## Recorded information
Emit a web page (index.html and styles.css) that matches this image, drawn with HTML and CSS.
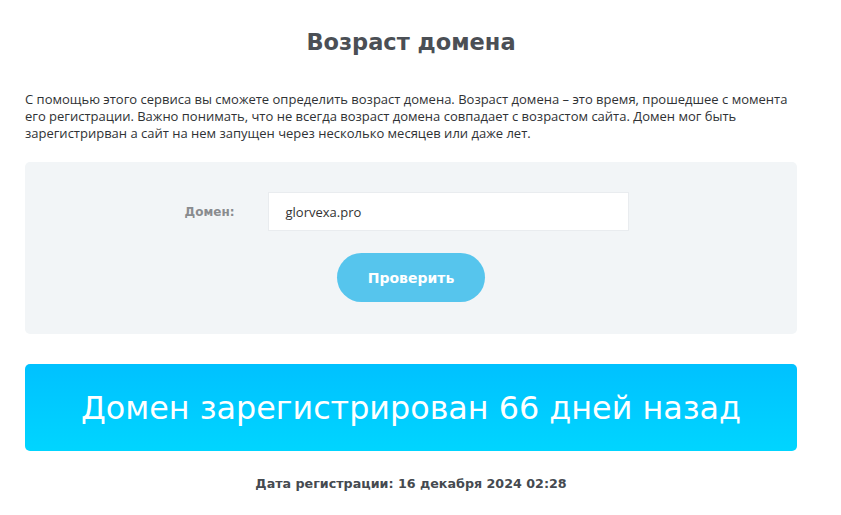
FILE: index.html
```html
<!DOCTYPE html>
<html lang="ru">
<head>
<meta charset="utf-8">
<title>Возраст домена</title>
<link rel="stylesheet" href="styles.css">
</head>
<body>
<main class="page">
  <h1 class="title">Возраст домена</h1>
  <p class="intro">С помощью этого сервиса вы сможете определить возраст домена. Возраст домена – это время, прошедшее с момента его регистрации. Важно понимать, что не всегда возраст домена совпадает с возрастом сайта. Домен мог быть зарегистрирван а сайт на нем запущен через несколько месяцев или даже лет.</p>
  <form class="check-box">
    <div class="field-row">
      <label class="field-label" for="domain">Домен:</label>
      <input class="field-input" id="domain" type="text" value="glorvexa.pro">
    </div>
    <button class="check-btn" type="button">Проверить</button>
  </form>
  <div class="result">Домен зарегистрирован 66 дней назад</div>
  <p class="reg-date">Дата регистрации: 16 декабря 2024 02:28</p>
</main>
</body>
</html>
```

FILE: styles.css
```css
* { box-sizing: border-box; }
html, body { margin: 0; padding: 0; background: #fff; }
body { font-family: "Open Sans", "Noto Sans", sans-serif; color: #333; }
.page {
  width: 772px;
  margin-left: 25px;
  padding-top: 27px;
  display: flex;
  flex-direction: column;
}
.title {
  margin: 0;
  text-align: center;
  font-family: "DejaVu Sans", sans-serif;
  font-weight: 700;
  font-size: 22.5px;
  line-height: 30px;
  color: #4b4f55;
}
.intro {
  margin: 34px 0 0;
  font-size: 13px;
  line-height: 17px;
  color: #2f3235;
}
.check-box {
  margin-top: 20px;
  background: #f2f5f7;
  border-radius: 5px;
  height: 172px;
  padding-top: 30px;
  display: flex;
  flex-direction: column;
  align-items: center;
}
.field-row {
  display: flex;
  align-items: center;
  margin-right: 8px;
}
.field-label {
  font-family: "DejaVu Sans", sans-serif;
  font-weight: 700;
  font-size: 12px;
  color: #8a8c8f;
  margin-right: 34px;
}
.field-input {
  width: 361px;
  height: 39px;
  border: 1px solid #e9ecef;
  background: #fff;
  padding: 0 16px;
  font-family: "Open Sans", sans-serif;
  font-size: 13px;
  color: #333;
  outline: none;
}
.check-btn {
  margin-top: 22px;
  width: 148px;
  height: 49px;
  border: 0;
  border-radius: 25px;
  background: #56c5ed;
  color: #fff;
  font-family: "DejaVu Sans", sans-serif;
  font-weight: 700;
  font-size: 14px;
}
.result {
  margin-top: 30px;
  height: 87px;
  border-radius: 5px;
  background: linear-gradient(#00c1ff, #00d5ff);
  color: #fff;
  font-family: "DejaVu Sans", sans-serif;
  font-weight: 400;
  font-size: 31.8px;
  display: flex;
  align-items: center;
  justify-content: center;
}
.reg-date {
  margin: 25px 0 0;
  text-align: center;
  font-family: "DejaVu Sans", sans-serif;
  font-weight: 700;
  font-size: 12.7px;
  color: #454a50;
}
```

## What you are asked to do
Write out the listing above exactly as it stands, pictures excluded.

## The answer
Emit a web page (index.html and styles.css) that matches this image, drawn with HTML and CSS.
FILE: index.html
```html
<!DOCTYPE html>
<html lang="ru">
<head>
<meta charset="utf-8">
<title>Возраст домена</title>
<link rel="stylesheet" href="styles.css">
</head>
<body>
<main class="page">
  <h1 class="title">Возраст домена</h1>
  <p class="intro">С помощью этого сервиса вы сможете определить возраст домена. Возраст домена – это время, прошедшее с момента его регистрации. Важно понимать, что не всегда возраст домена совпадает с возрастом сайта. Домен мог быть зарегистрирван а сайт на нем запущен через несколько месяцев или даже лет.</p>
  <form class="check-box">
    <div class="field-row">
      <label class="field-label" for="domain">Домен:</label>
      <input class="field-input" id="domain" type="text" value="glorvexa.pro">
    </div>
    <button class="check-btn" type="button">Проверить</button>
  </form>
  <div class="result">Домен зарегистрирован 66 дней назад</div>
  <p class="reg-date">Дата регистрации: 16 декабря 2024 02:28</p>
</main>
</body>
</html>
```

FILE: styles.css
```css
* { box-sizing: border-box; }
html, body { margin: 0; padding: 0; background: #fff; }
body { font-family: "Open Sans", "Noto Sans", sans-serif; color: #333; }
.page {
  width: 772px;
  margin-left: 25px;
  padding-top: 27px;
  display: flex;
  flex-direction: column;
}
.title {
  margin: 0;
  text-align: center;
  font-family: "DejaVu Sans", sans-serif;
  font-weight: 700;
  font-size: 22.5px;
  line-height: 30px;
  color: #4b4f55;
}
.intro {
  margin: 34px 0 0;
  font-size: 13px;
  line-height: 17px;
  color: #2f3235;
}
.check-box {
  margin-top: 20px;
  background: #f2f5f7;
  border-radius: 5px;
  height: 172px;
  padding-top: 30px;
  display: flex;
  flex-direction: column;
  align-items: center;
}
.field-row {
  display: flex;
  align-items: center;
  margin-right: 8px;
}
.field-label {
  font-family: "DejaVu Sans", sans-serif;
  font-weight: 700;
  font-size: 12px;
  color: #8a8c8f;
  margin-right: 34px;
}
.field-input {
  width: 361px;
  height: 39px;
  border: 1px solid #e9ecef;
  background: #fff;
  padding: 0 16px;
  font-family: "Open Sans", sans-serif;
  font-size: 13px;
  color: #333;
  outline: none;
}
.check-btn {
  margin-top: 22px;
  width: 148px;
  height: 49px;
  border: 0;
  border-radius: 25px;
  background: #56c5ed;
  color: #fff;
  font-family: "DejaVu Sans", sans-serif;
  font-weight: 700;
  font-size: 14px;
}
.result {
  margin-top: 30px;
  height: 87px;
  border-radius: 5px;
  background: linear-gradient(#00c1ff, #00d5ff);
  color: #fff;
  font-family: "DejaVu Sans", sans-serif;
  font-weight: 400;
  font-size: 31.8px;
  display: flex;
  align-items: center;
  justify-content: center;
}
.reg-date {
  margin: 25px 0 0;
  text-align: center;
  font-family: "DejaVu Sans", sans-serif;
  font-weight: 700;
  font-size: 12.7px;
  color: #454a50;
}
```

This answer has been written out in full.